Alan Hale, born Rufus Alan McKahan, Actor, b. 1892, d. 1950.

Alan Hale decided to go into the acting business at a very young age. As a teenager going into the theatre at a time when acting was looked down upon as a highly dishonorable career. Still, he felt it was his calling and after completing his studies at Philadelphia University he joined the slapstick comedy oriented Lubin Company in 1911. He needed to work odd jobs to be able to get by, as the acting pay scale was minimal and there was no organization in place to protect actors from scams and promoters running off with the gate receipts.

The son of a man who manufactured patent medicines, Hale had a bit of the inventor in him as well. He is said to have invented greasless potato chips and presented ideas for new type of automotive brakes. In the 1920s he found himself in demand for roles as a character actor. His specialty was mean, hard drinking villain types. This would change after he was cast alongside Douglas Fairbanks in the 1922 version of Robin Hood as Little John. He would own the role for a quarter century, reprising it alongside Errol Flynn in 1938 and John Derek in 1950 (in Rogues of Sherwood Forest).

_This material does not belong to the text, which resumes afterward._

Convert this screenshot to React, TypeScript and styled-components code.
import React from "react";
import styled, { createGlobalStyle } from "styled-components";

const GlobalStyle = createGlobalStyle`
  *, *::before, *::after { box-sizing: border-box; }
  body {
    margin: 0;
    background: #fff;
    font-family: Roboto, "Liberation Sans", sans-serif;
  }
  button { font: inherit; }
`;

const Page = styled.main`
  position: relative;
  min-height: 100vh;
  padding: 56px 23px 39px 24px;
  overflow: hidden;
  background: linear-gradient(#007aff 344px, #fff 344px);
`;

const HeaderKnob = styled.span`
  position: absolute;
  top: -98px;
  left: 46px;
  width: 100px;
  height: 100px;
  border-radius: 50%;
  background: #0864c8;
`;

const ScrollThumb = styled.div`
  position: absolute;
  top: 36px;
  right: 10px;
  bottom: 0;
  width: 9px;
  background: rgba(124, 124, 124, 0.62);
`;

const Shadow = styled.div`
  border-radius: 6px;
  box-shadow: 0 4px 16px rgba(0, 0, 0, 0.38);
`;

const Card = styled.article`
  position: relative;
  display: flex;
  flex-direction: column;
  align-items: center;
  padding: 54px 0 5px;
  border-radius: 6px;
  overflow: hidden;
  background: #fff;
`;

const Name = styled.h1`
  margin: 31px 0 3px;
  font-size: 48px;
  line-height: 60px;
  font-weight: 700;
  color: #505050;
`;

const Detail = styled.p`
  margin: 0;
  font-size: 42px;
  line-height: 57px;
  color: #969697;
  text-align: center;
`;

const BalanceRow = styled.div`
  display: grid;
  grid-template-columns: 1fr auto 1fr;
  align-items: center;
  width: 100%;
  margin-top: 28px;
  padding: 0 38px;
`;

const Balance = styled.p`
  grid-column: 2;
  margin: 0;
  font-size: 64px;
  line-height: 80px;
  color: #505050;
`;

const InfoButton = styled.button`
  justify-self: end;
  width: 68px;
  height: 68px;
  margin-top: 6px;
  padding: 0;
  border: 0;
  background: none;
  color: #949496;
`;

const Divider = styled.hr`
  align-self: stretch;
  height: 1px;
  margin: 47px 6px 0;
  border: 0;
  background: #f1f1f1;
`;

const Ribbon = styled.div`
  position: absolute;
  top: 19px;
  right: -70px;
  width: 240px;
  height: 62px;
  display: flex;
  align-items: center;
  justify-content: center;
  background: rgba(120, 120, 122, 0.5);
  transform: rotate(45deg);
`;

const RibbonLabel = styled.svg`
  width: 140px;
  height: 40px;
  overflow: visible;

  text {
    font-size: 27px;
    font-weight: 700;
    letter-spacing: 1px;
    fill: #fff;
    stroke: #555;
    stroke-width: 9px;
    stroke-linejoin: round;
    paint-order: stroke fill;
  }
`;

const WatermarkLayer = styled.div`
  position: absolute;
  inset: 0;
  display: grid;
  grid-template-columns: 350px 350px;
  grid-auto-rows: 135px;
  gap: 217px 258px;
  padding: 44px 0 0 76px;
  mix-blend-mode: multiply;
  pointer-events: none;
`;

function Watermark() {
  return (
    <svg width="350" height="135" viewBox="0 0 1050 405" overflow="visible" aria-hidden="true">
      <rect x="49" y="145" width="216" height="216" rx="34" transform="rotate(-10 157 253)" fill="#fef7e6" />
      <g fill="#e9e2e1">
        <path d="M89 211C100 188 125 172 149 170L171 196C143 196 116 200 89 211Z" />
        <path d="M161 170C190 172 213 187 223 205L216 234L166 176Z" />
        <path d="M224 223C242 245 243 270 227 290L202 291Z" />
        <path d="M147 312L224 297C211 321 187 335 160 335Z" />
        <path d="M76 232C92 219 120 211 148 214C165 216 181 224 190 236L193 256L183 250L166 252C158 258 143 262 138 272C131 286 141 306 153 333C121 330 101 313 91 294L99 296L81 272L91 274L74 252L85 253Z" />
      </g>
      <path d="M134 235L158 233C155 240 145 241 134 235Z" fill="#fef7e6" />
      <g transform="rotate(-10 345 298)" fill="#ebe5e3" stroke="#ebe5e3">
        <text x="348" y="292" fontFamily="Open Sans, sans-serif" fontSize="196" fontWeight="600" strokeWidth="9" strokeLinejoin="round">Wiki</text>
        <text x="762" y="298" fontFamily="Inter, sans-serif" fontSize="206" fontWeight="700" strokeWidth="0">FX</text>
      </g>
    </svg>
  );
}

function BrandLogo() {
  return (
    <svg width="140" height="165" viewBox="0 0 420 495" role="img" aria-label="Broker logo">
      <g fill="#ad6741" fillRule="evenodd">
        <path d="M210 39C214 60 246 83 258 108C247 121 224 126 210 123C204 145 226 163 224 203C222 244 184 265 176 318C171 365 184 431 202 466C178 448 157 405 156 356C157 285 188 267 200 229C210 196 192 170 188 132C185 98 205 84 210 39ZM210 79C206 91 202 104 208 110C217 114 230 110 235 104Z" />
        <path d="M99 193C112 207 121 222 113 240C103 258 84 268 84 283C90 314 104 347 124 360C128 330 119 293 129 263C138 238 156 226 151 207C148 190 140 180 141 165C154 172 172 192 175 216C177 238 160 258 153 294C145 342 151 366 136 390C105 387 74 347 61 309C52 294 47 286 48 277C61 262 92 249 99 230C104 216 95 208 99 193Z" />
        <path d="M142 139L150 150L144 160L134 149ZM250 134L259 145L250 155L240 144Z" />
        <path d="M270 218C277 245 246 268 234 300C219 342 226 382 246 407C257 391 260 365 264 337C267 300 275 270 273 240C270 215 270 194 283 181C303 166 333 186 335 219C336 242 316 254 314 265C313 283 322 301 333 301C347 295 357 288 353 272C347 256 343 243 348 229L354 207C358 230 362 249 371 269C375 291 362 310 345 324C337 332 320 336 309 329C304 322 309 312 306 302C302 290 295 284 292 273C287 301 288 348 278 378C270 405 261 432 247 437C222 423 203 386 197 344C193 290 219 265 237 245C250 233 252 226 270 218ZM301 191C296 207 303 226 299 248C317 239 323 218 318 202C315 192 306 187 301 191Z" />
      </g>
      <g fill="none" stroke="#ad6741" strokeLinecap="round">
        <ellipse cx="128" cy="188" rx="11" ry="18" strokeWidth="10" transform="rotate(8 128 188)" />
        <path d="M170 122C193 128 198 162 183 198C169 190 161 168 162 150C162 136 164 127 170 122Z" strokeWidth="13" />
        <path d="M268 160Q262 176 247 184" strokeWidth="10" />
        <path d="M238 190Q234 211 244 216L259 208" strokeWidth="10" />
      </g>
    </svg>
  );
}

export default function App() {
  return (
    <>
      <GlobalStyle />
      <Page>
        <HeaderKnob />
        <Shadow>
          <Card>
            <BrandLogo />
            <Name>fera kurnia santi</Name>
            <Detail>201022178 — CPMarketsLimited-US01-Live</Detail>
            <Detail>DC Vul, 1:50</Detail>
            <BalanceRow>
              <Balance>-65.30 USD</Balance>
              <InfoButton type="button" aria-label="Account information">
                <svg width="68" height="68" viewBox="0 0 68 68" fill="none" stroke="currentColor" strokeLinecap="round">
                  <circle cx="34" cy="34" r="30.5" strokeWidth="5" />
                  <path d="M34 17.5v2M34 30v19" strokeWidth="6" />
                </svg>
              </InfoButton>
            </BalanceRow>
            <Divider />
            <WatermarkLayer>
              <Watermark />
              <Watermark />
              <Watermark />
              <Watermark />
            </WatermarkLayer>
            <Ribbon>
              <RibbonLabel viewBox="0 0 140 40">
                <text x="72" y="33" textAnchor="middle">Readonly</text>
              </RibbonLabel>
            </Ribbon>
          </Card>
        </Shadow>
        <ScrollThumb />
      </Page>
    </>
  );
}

Hale would perfect the goofy, slapstick, loyal sidekick buddy role alongside Errol Flynn in Robin Hood, The Sea Hawk and The Adventures of Don Juan. He would be cast in roles calling for drunken, fun-loving Irishmen and assorted comic relief roles. With Errol Flynn in Santa Fe Trail he is not Flynn's right hand man but one half of a pair of drunken halfwits who shadow Flynn throughout the movie with grand schemes and boasts.

Hale would die while filming Montana, his final project with Errol Flynn. Pneumonia would be the cause of death, and perhaps the loss of Hale was the harbinger for Flynn's career. It would begin to completely unravel soon after.

Alan Hale is frequently confused with his son, Alan Hale, Jr., who strongly resembles him and gained fame as the skipper on Gilligan's Island.